By August press speculation was intensifying that the couple were about to announce their engagement, fuelled by comments Diana made about an impending statement that would cause "shock and surprise".
After the couple arrived at Beauvais Airport on 30 August, Mr Keen told the court: "As a matter of practice French security reported the arrival of the princess to the UK embassy assuming they were not aware of it.
"The UK embassy announced that she was not the subject of any monitoring in Paris.
'Explosive claims'
"It said it was not aware of her presence in Paris on 30/31 August. Consequently they said they could not assist in any matters relating to the crash or the circumstances leading up to the crash as they were not involved in any monitoring or security of the Princess of Wales.
"The petitioner (Mr Al Fayed) has real grounds to call into question the credibility and reliability of that statement."
Mr Keen also told the court the US National Security Agency had confirmed the princess was the subject of monitoring at the time of the crash.
But he said more than 1,000 pages of documents relating to the crash could not be made public in America for "national security" reasons.
Mr Keen said the surveillance may have been carried out by the US on behalf of the UK security services.
He also told the court of the explosive claims made by former MI6 agent Richard Tomlinson.
Mr Keen said Mr Tomlinson had confirmed Diana was being monitored by the UK security service in France and that MI6 paid a "long standing informant" at the Ritz Hotel in Paris.
He told the court Paul earned about £20,000 as assistant head of security at the Ritz.
"Subsequent to the crash he maintained 13 different bank accounts in Paris that contained in excess of 1.2 million French francs, which might suggest that he had some form of part-time job," Mr Keen said.

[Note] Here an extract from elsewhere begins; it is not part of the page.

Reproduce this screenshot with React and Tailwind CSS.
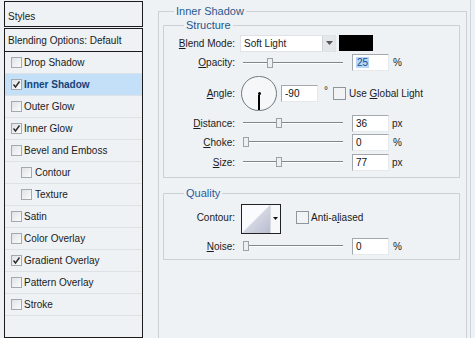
import React from 'react';

const ITEMS = [
  { label: 'Drop Shadow' },
  { label: 'Inner Shadow', checked: true, selected: true },
  { label: 'Outer Glow' },
  { label: 'Inner Glow', checked: true },
  { label: 'Bevel and Emboss' },
  { label: 'Contour', indent: true },
  { label: 'Texture', indent: true },
  { label: 'Satin' },
  { label: 'Color Overlay' },
  { label: 'Gradient Overlay', checked: true },
  { label: 'Pattern Overlay' },
  { label: 'Stroke' },
];

function Check({ checked }) {
  return (
    <div className="w-[11px] h-[11px] shrink-0 border border-[#a3a9ae] bg-gradient-to-br from-[#dfe3e6] to-[#fbfbfb] flex items-center justify-center">
      {checked && (
        <svg width="9" height="9" viewBox="0 0 9 9">
          <path d="M1.5 4.5 L3.5 7 L7.5 1.5" fill="none" stroke="#2b2b2b" strokeWidth="1.4" />
        </svg>
      )}
    </div>
  );
}

function Slider({ pos }) {
  return (
    <div className="relative w-[100px] h-[12px] flex items-center">
      <div className="w-full border-t border-[#80868c] border-b border-b-white" />
      <div className="absolute top-[1px] w-[6px] h-[10px] border border-[#9aa1a7] bg-[#edf0f2]" style={{ left: pos }} />
    </div>
  );
}

function Field({ children, selected }) {
  return (
    <div className="w-[37px] h-[17px] border border-t-[#a2a8ae] border-l-[#a2a8ae] border-r-[#e6e9ec] border-b-[#e6e9ec] bg-white pl-[3px] leading-[15px] text-[#111]">
      {selected ? <span className="bg-[#b7d7f5] text-[#1c4c8f] px-[1px]">{children}</span> : children}
    </div>
  );
}

function Label({ children }) {
  return <div className="w-[71px] text-right shrink-0">{children}</div>;
}

function Acc({ children }) {
  return <span className="underline underline-offset-[1px]">{children}</span>;
}

export default function App() {
  return (
    <div
      className="w-[475px] h-[338px] overflow-hidden bg-[#eef2f5] text-[10px] text-[#1b1b1b] flex"
      style={{ fontFamily: '"Liberation Sans", Arial, sans-serif' }}
    >
      {/* styles list */}
      <div className="ml-[4px] mt-[1px] w-[139px] flex flex-col shrink-0">
        <div className="h-[27px] border border-[#1c1c1c] pl-[3px] pt-[9px] leading-[12px]">Styles</div>
        <div className="mt-[1px] h-[330px] border border-[#1c1c1c] flex flex-col">
          <div className="h-[23px] border-b border-[#1c1c1c] pl-[3px] flex items-center">Blending Options: Default</div>
          {ITEMS.map((it) => (
            <div
              key={it.label}
              className={`h-[22px] shrink-0 border-b border-[#dde2e6] flex items-center ${it.indent ? 'pl-[16px] gap-[3px]' : 'pl-[6px] gap-[2px]'} ${it.selected ? 'bg-[#c3e0f8] font-bold text-[#173f7a]' : ''}`}
            >
              <Check checked={it.checked} />
              <span>{it.label}</span>
            </div>
          ))}
        </div>
      </div>

      {/* settings */}
      <fieldset className="ml-[15px] mt-[5px] w-[309px] h-[350px] shrink-0 border border-[#cbd1d6] pl-[4px] pr-[6px]">
        <legend className="ml-[11px] px-[2px] text-[11px] leading-[13px] text-[#2a5b8e]">Inner Shadow</legend>

        <fieldset className="mt-[1px] border border-[#cbd1d6] pb-[5px]">
          <legend className="ml-[20px] px-[2px] text-[11px] leading-[13px] text-[#1f548f]">Structure</legend>

          <div className="mt-[1px] h-[20px] flex items-center">
            <Label><Acc>B</Acc>lend Mode:</Label>
            <div className="ml-[5px] w-[96px] h-[17px] bg-white border border-[#dfe3e7] flex items-center">
              <span className="pl-[3px] flex-1">Soft Light</span>
              <div className="w-[13px] h-[15px] bg-[#e4e7ea] border-l border-[#d0d5d9] flex items-center justify-center">
                <svg width="7" height="4" viewBox="0 0 7 4"><path d="M0 0 H7 L3.5 4 Z" fill="#555" /></svg>
              </div>
            </div>
            <div className="ml-[3px] w-[34px] h-[16px] bg-black" />
          </div>

          <div className="h-[19px] flex items-center">
            <Label><Acc>O</Acc>pacity:</Label>
            <div className="ml-[8px]"><Slider pos={24} /></div>
            <div className="ml-[9px]"><Field selected>25</Field></div>
            <span className="ml-[4px]">%</span>
          </div>

          <div className="h-[42px] flex items-center">
            <Label><Acc>A</Acc>ngle:</Label>
            <div className="ml-[6px] w-[36px] h-[35px] rounded-full border-[1.5px] border-[#6f777e] bg-[#f5f7f9] flex flex-col items-center">
              <div className="flex-1" />
              <div className="w-[3px] h-[3px] rounded-full bg-black" />
              <div className="w-[1.5px] flex-1 bg-black" />
            </div>
            <div className="ml-[4px]"><Field>-90</Field></div>
            <span className="ml-[6px] w-[8px] -mt-[6px]">°</span>
            <div className="ml-[1px] w-[13px] h-[13px] border border-[#8f969c] bg-[#f1f3f5]" />
            <span className="ml-[3px]">Use <Acc>G</Acc>lobal Light</span>
          </div>

          <div className="h-[18px] flex items-center">
            <Label><Acc>D</Acc>istance:</Label>
            <div className="ml-[8px]"><Slider pos={33} /></div>
            <div className="ml-[9px]"><Field>36</Field></div>
            <span className="ml-[3px]">px</span>
          </div>

          <div className="h-[20px] flex items-center">
            <Label><Acc>C</Acc>hoke:</Label>
            <div className="ml-[8px]"><Slider pos={0} /></div>
            <div className="ml-[9px]"><Field>0</Field></div>
            <span className="ml-[4px]">%</span>
          </div>

          <div className="h-[20px] flex items-center">
            <Label><Acc>S</Acc>ize:</Label>
            <div className="ml-[8px]"><Slider pos={33} /></div>
            <div className="ml-[9px]"><Field>77</Field></div>
            <span className="ml-[3px]">px</span>
          </div>
        </fieldset>

        <fieldset className="mt-[9px] border border-[#cbd1d6] pb-[1px]">
          <legend className="ml-[20px] px-[2px] text-[11px] leading-[13px] text-[#2a5c9a]">Quality</legend>

          <div className="h-[34px] flex items-center">
            <Label>Contour:</Label>
            <div className="ml-[6px] mt-[3px] w-[40px] h-[30px] border border-[#222] flex">
              <svg width="28" height="28" viewBox="0 0 28 28" className="block">
                <defs>
                  <linearGradient id="cg" x1="0" y1="0" x2="1" y2="1">
                    <stop offset="0" stopColor="#eef0f6" />
                    <stop offset="1" stopColor="#b9bccf" />
                  </linearGradient>
                </defs>
                <rect width="28" height="28" fill="#fafbfc" />
                <path d="M0 28 L28 0 L28 28 Z" fill="url(#cg)" />
              </svg>
              <div className="flex-1 bg-[#f7f8f9] border-l border-[#d9dde1] flex items-center justify-center">
                <svg width="5" height="3" viewBox="0 0 5 3"><path d="M0 0 H5 L2.5 3 Z" fill="#111" /></svg>
              </div>
            </div>
            <div className="ml-[15px] w-[13px] h-[13px] border border-[#8f969c] bg-[#f1f3f5]" />
            <span className="ml-[2px]">Anti-a<Acc>l</Acc>iased</span>
          </div>

          <div className="h-[24px] flex items-center">
            <Label><Acc>N</Acc>oise:</Label>
            <div className="ml-[8px]"><Slider pos={0} /></div>
            <div className="ml-[9px]"><Field>0</Field></div>
            <span className="ml-[4px]">%</span>
          </div>
        </fieldset>
      </fieldset>

      <div className="ml-[3px] w-[1px] h-full bg-[#cfd5da]" />
    </div>
  );
}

Mr Tomlinson also claimed reports of a "blinding flash" in the tunnel prior to the crash and the reported involvement of another vehicle mirrored plans he had seen in 1992 for the attempted assassination of former Yugoslav President Slobodan Milosevic.
No inquests
When he arrived at the court on Monday, Mr Al Fayed said: "What I am doing I am doing for the nation and for the ordinary people."

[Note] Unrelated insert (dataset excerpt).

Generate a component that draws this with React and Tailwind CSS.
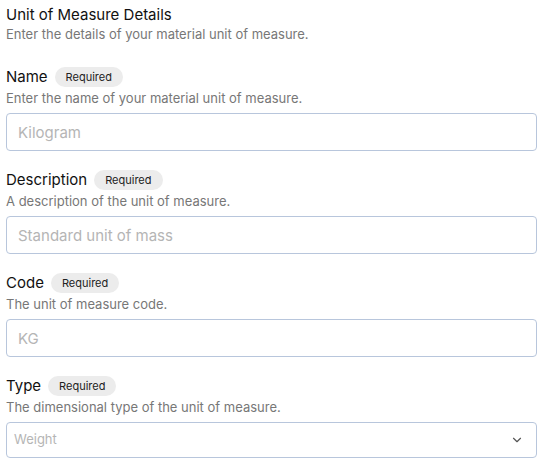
import { ChevronDown } from 'lucide-react';

const fields = [
  { label: 'Name', help: 'Enter the name of your material unit of measure.', placeholder: 'Kilogram' },
  { label: 'Description', help: 'A description of the unit of measure.', placeholder: 'Standard unit of mass' },
  { label: 'Code', help: 'The unit of measure code.', placeholder: 'KG' },
];

function Label({ text }) {
  return (
    <div className="flex items-center gap-[7px] h-[20px]">
      <span className="text-[15px] text-[#111]">{text}</span>
      <span className="rounded-full bg-[#ececec] px-[11px] h-[20px] flex items-center text-[11px] text-[#222]">Required</span>
    </div>
  );
}

export default function App() {
  return (
    <div className="bg-white min-h-screen pl-[6px] pr-[21px] pt-[5px]" style={{ fontFamily: 'Inter, "Open Sans", sans-serif' }}>
      <h2 className="text-[15px] leading-[20px] text-[#111]">Unit of Measure Details</h2>
      <p className="text-[13px] leading-[18px] text-[#777]">Enter the details of your material unit of measure.</p>

      <div className="mt-[24px] flex flex-col gap-[19px]">
        {fields.map((f) => (
          <div key={f.label}>
            <Label text={f.label} />
            <p className="text-[13px] leading-[20px] text-[#777] mt-[1px]">{f.help}</p>
            <input
              placeholder={f.placeholder}
              className="mt-[5px] w-full h-[38px] rounded-[4px] border border-[#b8c6dc] px-[11px] text-[15px] placeholder:text-[#b5b5b5] outline-none"
            />
          </div>
        ))}
        <div>
          <Label text="Type" />
          <p className="text-[13px] leading-[20px] text-[#777] mt-[1px]">The dimensional type of the unit of measure.</p>
          <div className="mt-[5px] w-full h-[36px] rounded-[4px] border border-[#b8c6dc] pl-[7px] pr-[12px] flex items-center justify-between">
            <span className="text-[13px] text-[#b5b5b5]">Weight</span>
            <ChevronDown size={14} className="text-[#555]" />
          </div>
        </div>
      </div>
    </div>
  );
}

He said as a resident of Scotland he was looking to the Scottish courts to secure his rights.
When his request for an inquiry was rejected earlier this year, Mr Al Fayed was told it was because the crash was outside Scottish jurisdiction because it happened in Paris.
There have been no inquests in the UK into the death of Dodi and Diana after six years, and Mr Al Fayed has always maintained there has been a conspiracy or cover-up to conceal security services involvement in his son's death.
He has not enjoyed legal success in England or France in his efforts to secure a public inquiry.